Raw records
— Begin —

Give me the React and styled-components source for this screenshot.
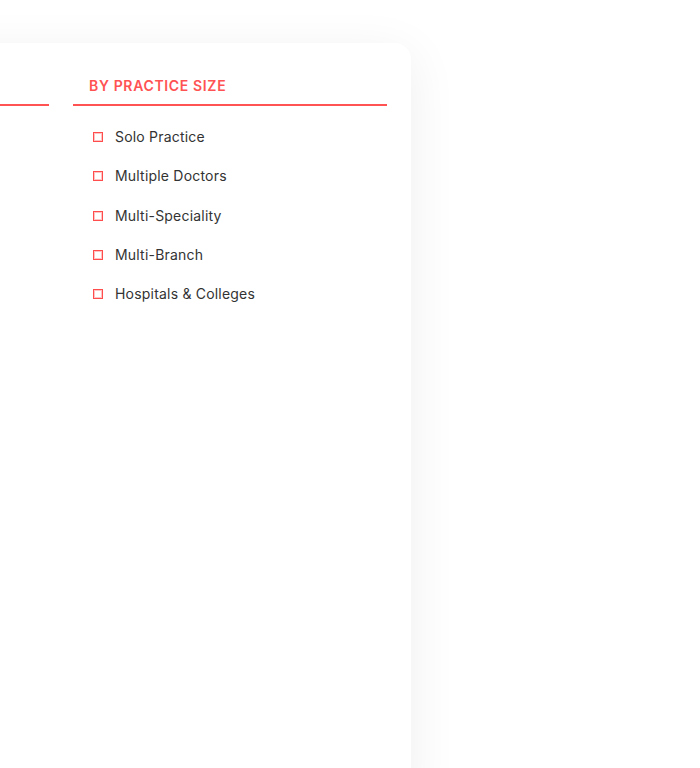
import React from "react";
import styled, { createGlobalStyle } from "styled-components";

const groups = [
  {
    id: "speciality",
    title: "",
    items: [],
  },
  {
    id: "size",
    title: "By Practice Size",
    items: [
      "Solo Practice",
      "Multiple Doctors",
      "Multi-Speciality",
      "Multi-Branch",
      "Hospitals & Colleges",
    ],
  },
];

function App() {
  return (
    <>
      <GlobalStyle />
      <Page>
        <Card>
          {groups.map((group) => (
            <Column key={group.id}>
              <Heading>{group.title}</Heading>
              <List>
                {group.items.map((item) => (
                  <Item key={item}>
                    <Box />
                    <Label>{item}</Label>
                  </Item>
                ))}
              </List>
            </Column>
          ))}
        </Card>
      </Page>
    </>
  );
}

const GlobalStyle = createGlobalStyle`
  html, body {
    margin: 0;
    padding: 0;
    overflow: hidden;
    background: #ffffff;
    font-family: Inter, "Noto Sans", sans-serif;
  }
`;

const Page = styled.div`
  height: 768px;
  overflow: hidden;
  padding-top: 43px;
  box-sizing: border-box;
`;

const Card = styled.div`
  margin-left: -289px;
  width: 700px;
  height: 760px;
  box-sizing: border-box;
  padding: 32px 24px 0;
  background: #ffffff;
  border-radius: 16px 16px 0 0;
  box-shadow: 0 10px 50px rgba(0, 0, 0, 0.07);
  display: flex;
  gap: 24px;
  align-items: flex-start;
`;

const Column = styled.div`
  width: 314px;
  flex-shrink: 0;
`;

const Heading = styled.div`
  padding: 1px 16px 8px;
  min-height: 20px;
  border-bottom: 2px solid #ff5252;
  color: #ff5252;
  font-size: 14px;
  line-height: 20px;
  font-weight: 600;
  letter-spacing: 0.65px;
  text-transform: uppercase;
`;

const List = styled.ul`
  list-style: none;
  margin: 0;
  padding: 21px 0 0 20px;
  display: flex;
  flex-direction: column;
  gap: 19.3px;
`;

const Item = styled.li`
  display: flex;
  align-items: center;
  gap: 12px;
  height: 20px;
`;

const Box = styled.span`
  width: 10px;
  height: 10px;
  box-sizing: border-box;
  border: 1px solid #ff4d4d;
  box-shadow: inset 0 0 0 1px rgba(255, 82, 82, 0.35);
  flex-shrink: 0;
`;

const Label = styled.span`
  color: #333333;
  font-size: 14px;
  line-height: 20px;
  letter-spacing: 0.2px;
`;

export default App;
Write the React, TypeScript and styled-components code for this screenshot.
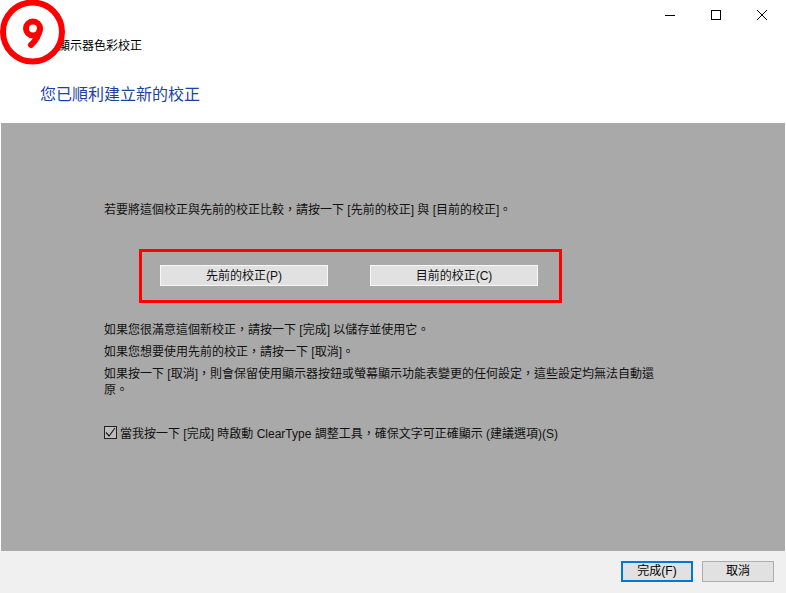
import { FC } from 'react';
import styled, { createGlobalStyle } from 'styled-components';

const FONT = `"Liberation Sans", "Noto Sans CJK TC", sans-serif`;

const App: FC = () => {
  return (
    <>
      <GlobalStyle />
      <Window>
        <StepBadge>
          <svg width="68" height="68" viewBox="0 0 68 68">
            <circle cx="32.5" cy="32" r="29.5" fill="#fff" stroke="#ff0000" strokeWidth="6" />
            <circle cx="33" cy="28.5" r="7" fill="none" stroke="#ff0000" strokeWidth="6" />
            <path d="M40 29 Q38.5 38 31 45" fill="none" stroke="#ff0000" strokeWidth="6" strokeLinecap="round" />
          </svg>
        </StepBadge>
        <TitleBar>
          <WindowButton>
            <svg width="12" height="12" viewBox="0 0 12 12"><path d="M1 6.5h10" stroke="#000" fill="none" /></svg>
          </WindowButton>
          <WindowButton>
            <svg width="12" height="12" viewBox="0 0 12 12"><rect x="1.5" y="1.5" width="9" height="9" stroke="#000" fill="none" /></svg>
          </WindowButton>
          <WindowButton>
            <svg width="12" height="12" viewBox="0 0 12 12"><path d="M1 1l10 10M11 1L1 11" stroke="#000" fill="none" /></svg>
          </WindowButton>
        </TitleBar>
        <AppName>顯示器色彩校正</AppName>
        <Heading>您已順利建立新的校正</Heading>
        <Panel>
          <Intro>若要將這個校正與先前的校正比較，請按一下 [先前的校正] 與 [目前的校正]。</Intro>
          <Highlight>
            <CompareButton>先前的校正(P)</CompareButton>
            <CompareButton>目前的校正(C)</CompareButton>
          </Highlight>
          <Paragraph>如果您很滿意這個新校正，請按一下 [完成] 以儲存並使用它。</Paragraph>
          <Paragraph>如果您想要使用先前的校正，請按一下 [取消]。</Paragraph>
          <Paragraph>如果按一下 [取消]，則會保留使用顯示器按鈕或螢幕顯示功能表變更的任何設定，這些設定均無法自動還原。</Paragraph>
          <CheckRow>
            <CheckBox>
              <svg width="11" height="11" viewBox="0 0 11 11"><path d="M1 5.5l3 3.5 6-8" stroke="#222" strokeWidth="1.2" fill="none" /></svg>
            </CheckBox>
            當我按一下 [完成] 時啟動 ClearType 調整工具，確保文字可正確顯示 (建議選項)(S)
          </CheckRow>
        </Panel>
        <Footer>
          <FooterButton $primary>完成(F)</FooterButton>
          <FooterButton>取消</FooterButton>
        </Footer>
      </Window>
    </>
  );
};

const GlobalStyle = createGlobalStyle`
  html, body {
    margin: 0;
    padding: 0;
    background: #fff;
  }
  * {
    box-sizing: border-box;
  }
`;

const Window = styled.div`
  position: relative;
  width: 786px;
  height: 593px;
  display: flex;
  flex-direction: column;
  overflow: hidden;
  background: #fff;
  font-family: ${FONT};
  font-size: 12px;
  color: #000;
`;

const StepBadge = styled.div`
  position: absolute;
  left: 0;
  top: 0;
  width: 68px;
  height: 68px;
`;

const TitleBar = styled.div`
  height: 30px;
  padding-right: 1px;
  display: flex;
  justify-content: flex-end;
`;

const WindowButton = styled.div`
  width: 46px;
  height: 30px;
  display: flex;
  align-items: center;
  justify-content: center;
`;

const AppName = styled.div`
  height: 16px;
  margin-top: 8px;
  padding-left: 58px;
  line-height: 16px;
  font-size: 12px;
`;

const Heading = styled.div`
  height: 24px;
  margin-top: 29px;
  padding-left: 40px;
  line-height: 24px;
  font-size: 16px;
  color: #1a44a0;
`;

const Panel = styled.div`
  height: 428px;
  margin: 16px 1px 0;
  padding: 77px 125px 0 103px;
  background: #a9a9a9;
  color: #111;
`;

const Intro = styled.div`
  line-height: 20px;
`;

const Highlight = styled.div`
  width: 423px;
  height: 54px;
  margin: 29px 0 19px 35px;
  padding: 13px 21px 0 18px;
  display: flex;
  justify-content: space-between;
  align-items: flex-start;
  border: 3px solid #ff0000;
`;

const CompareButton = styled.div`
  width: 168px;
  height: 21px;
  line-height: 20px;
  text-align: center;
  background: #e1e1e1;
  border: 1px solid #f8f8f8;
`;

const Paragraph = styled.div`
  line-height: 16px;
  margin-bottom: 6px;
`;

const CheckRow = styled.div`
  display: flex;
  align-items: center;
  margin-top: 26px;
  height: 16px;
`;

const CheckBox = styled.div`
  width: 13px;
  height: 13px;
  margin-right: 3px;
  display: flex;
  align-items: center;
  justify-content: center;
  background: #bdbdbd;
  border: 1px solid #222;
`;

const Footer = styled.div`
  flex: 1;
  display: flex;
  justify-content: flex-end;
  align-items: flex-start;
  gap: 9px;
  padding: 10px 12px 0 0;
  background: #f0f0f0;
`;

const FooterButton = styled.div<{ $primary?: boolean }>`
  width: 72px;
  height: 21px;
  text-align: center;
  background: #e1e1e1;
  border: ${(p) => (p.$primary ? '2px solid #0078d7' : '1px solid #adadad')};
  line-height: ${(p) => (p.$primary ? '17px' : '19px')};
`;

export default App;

— End —
— Begin —

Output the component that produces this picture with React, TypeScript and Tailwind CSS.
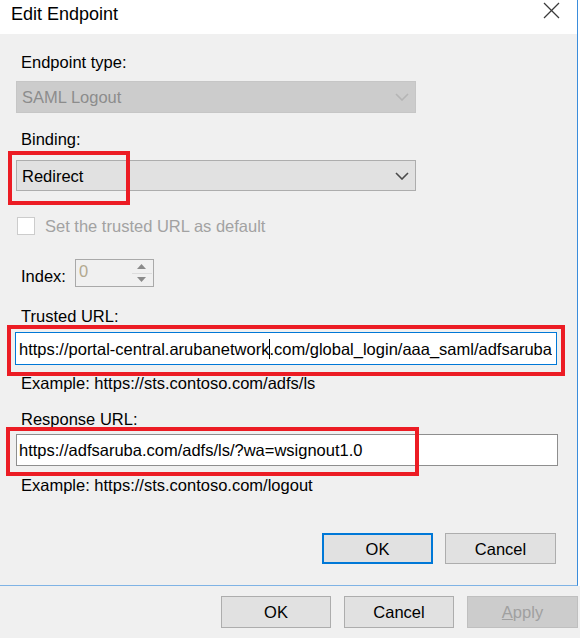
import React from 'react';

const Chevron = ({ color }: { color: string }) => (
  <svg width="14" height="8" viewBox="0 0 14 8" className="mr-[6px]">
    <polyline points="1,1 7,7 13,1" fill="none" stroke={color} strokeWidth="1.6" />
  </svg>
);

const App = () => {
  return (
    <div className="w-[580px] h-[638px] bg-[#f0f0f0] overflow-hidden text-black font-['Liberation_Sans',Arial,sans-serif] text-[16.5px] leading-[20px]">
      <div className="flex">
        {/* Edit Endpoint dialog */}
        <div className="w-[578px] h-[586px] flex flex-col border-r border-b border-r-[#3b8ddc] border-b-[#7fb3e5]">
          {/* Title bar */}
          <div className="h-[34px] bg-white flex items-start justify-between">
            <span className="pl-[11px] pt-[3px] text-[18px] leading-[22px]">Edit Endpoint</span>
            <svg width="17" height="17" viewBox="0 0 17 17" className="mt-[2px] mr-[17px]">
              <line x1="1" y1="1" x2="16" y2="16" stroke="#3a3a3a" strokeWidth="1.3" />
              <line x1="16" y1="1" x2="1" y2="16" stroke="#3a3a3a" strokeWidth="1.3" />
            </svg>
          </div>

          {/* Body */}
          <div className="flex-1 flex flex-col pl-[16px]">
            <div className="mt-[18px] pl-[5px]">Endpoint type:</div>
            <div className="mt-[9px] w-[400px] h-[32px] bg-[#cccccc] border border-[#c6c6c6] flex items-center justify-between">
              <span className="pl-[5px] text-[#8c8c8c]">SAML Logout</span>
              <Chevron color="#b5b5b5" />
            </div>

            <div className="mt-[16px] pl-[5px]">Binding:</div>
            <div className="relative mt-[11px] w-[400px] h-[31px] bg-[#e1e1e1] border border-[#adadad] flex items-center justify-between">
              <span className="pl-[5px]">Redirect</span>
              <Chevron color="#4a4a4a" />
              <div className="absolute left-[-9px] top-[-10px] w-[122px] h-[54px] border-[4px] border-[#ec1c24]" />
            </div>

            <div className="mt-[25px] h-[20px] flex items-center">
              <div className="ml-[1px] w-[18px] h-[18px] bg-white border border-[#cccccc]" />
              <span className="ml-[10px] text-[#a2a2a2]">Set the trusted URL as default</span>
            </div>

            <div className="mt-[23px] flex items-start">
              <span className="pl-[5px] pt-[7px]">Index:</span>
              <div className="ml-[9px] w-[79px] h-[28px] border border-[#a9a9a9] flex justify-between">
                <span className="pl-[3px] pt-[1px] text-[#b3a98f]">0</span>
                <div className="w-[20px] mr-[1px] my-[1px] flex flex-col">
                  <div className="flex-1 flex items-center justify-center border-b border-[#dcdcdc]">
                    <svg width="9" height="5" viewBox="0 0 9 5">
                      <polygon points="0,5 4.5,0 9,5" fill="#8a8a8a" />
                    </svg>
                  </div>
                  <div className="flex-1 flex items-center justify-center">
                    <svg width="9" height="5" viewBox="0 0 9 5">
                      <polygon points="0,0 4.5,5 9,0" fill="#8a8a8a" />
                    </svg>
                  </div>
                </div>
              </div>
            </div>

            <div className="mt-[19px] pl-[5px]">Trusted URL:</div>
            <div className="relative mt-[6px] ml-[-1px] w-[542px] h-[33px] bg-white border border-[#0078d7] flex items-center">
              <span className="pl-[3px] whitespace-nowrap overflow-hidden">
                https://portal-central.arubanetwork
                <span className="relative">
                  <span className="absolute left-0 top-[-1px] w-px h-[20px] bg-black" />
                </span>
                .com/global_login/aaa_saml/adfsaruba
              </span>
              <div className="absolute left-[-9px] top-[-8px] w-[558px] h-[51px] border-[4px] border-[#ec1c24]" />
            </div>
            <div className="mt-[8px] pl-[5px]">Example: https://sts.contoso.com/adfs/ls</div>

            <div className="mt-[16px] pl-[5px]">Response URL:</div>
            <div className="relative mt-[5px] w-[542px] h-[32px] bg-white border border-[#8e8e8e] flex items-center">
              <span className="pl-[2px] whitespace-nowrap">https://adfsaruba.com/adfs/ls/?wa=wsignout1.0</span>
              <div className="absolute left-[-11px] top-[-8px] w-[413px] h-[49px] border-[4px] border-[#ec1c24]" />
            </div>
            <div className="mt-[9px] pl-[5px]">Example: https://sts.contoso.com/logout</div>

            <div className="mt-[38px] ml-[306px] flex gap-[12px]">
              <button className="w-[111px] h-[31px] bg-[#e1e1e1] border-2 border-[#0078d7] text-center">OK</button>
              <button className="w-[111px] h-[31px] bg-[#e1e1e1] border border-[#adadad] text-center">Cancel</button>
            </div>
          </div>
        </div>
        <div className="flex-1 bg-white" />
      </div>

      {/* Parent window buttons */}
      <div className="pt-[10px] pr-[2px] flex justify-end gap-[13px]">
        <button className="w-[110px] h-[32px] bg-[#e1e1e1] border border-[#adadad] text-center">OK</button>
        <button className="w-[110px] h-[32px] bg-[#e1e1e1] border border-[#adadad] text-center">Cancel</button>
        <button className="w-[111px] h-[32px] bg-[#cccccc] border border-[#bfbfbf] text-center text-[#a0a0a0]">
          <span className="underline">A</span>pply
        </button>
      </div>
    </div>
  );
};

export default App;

— End —

What is needed.
Filter out all lines lacking the word "TypeScript" and copy the rest.

Written solution.
Write the React, TypeScript and styled-components code for this screenshot.
Output the component that produces this picture with React, TypeScript and Tailwind CSS.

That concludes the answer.